Jumelage linguistique

Par ailleurs, cette initiative qui tend à valoriser et à mettre en lumière la richesse et la diversité du français en contexte québécois s’ajoute à d’autres mises en place par le professeur Remysen au cours des dernières années.

Bien qu’il ait été mis sur la glace en raison de la pandémie de COVID-19, le programme J’apprends le français : jumelage linguistique, qui unit des étudiants de l’UdeS et des commerçants immigrants de Sherbrooke, semble en effet avoir porté ses fruits.

« Ce projet m’apporte beaucoup de satisfaction personnelle », confie celui qui parraine le programme de mentorat depuis 2018. « Ces jumelages linguistiques répondent à des besoins concrets et réels sur le terrain en matière de francisation. Ils permettent d’aider des gens. »

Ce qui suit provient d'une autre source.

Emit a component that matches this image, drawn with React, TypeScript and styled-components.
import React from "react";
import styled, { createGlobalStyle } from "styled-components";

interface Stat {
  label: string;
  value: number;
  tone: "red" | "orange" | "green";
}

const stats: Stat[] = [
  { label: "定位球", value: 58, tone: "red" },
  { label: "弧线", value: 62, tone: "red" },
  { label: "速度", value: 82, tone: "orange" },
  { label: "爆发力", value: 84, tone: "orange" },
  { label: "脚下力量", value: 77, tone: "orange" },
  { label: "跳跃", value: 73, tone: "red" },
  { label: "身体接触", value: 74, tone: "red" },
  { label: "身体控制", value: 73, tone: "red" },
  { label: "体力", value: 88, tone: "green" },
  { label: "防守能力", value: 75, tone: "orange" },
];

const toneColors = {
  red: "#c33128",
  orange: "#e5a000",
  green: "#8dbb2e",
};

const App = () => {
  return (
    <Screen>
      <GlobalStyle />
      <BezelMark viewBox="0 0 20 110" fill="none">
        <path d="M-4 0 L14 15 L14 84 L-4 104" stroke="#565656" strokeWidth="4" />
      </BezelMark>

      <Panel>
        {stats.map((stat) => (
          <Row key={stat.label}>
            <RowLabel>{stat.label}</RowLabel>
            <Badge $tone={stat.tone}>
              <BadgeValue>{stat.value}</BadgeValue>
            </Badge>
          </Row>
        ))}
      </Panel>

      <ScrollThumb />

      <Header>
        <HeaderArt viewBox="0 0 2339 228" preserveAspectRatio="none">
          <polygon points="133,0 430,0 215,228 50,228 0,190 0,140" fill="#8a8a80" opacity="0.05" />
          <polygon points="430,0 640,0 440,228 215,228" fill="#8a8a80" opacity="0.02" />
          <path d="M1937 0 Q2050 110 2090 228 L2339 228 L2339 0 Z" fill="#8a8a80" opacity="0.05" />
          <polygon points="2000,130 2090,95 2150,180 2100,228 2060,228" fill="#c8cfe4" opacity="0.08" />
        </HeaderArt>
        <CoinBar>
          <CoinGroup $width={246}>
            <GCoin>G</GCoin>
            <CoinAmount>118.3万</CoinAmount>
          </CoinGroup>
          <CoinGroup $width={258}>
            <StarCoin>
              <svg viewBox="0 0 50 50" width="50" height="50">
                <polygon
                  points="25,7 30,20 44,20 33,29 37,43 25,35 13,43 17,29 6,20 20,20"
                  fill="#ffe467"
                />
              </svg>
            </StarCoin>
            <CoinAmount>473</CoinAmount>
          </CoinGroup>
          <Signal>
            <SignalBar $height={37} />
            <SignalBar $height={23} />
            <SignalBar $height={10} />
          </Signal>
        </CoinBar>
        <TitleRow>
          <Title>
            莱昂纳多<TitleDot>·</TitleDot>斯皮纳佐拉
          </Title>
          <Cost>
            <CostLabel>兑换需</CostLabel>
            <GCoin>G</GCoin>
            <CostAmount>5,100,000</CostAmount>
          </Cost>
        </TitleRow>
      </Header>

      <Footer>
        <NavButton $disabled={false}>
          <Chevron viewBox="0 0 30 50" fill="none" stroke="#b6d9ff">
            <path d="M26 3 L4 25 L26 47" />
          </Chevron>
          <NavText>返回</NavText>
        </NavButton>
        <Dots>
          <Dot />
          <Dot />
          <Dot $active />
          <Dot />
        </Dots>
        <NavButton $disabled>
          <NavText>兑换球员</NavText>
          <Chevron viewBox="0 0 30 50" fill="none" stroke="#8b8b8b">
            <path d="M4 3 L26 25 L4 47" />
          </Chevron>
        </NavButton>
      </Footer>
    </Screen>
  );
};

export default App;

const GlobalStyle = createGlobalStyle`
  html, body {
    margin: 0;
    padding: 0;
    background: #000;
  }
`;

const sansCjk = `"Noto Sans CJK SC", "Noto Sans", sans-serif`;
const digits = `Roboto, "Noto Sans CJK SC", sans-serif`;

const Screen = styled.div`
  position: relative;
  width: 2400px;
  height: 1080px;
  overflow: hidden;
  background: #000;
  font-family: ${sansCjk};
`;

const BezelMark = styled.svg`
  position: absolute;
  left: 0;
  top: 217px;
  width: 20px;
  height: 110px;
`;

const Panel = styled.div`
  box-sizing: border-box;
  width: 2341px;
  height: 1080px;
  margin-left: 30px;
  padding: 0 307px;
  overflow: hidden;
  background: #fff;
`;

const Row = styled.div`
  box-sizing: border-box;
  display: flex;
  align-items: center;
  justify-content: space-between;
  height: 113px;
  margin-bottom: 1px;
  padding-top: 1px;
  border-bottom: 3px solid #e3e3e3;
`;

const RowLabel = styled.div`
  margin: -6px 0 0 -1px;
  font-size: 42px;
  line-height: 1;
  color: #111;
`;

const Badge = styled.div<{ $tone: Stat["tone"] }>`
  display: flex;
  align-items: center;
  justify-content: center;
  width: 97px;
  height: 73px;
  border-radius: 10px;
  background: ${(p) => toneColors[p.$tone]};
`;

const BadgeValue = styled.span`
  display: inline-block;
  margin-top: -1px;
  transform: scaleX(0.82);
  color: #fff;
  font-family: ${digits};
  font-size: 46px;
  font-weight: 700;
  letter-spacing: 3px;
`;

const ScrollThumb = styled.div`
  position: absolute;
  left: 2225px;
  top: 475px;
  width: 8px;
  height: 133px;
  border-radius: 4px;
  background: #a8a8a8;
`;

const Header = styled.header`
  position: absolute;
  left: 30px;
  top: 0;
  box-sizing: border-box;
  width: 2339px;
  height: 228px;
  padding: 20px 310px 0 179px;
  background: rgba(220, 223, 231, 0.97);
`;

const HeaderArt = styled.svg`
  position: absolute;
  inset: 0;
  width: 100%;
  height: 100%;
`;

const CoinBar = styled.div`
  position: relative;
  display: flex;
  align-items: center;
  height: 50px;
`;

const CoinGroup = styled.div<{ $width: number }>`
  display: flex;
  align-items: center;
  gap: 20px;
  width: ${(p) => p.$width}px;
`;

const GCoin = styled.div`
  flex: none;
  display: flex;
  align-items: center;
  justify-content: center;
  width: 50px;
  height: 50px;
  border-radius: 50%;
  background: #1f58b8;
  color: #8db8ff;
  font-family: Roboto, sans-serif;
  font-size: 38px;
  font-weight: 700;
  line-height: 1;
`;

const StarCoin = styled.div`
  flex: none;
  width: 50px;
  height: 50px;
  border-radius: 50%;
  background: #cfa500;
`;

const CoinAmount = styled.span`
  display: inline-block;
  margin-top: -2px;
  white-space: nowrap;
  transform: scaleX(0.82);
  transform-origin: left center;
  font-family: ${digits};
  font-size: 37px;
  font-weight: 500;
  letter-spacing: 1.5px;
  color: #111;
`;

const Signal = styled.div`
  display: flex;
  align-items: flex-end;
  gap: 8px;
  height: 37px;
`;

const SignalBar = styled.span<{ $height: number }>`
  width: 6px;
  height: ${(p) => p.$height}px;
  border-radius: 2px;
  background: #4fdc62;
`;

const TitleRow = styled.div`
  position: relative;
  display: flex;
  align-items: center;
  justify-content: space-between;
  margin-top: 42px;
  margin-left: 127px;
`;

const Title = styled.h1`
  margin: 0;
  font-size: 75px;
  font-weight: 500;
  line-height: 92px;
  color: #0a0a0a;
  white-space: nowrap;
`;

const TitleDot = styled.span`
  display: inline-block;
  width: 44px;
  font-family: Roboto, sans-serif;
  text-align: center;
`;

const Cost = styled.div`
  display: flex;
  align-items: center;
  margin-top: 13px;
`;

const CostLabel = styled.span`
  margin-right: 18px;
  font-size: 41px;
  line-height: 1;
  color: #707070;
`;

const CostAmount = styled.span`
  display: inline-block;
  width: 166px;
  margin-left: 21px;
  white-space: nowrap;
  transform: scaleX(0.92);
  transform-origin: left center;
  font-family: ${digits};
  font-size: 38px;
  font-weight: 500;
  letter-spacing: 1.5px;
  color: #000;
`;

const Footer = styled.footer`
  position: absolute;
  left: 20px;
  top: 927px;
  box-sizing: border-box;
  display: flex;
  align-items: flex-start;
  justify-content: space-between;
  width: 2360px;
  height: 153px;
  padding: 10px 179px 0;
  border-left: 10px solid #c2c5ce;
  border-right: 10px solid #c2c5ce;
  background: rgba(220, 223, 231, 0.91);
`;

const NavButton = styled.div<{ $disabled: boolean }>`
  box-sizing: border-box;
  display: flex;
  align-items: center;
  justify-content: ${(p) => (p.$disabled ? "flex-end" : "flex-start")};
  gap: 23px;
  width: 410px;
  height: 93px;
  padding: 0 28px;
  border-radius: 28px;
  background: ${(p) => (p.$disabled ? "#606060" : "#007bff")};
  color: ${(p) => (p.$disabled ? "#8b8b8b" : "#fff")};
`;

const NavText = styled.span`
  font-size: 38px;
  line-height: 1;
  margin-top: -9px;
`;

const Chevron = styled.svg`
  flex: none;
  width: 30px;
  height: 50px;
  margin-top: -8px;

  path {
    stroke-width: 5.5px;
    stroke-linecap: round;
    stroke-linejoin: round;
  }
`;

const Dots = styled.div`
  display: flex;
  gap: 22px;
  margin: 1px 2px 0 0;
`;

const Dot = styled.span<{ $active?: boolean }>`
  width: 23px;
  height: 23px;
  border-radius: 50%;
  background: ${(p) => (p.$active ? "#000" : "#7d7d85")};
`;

« Beaucoup de personnes immigrantes veulent apprendre, mais manquent de temps ou d’outils. L’objectif de ce programme, c’est d’aller vers eux et de les jumeler avec un étudiant qui pourra tenir compte des besoins réels. Ça peut vouloir dire travailler sur la prononciation ou encore sur le vocabulaire courant de certaines activités de travail. Ce sont de belles rencontres interculturelles », admet le professeur.

« Les étudiants impliqués font bien plus que de donner des cours de langues, poursuit-il. Ils deviennent des ambassadeurs du Québec qui peuvent expliquer certains aspects de notre société, de son organisation et de sa culture. Cela favorise l’intégration des nouveaux arrivants », constate le professeur.